Cette femme politique était la présidente bolivienne jusqu’à la mi-octobre 2020, jusqu’à ce que Luis Arce, candidat du Movimiento al Socialismo (MAS) ait gagné les élections de 55% au premier tour. Depuis mars 2021, elle est en détention préventive pour son rôle pendant le coup d’Etat. Entre-temps, la justice prend aussi les véritables personnages clés du coup d’Etat dans son collimateur : le cimentier et dirigeant du parti politique Unidad Demócrata (UD), Doria Medina, et l’ancien président du comité Pro Santa Cruz, Fernando Camacho.

« Nous terminerons ce que nous avons commencé », a dit Fernando Camacho, le gouverneur du département Santa Cruz, pendant les festivités pour l’anniversaire du département fin septembre. « Ils veulent nous arrêter, nous enfermer, mais nous nous battrons », a-t-il rajouté. Ce Bolsonaro bolivien était l’un des acteurs cruciaux du coup d’Etat en 2019.

Il a non seulement organisé les grandes assemblées du peuple à Santa Cruz, derrière les coulisses il était en étroit contact avec des membres importants de l’opposition, les forces de l’ordre et les médias.
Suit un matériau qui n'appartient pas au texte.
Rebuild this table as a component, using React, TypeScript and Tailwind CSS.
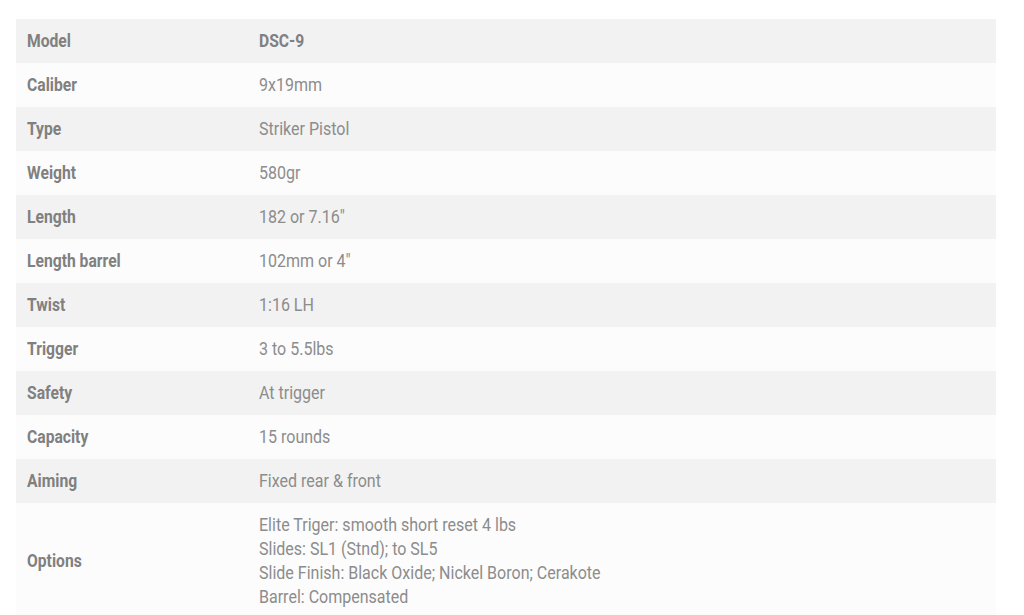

Pendant les semaines suivant le coup d’Etat, il a partagé une vidéo sur les réseaux sociaux où il a raconté fièrement comment son père avait conclu un pacte avec l’armée et la police « pour ne pas intervenir ».

Camacho est accusé de terrorisme et d’incitation à la révolte et il sera entendu par le tribunal dans la capitale politique La Paz en date du 7 octobre. Il a le tribunal à ses trousses et veut éviter une arrestation potentielle.

Alliance ‘Pro-démocratique´

Le soi-disant Cumbre Nacional por la Unidad y la Defensa de la Libertad y la Democracia (‘le sommet national pour l’unité et la défense de la liberté et de la démocratie) a eu lieu le 4 octobre dans les bâtiments du Comité Cívico pro Santa Cruz qui est séparatiste. Dans la salle était assis un groupe hétéroclite de politiciens, de leaders sociaux, de membres du clergé et de citoyens.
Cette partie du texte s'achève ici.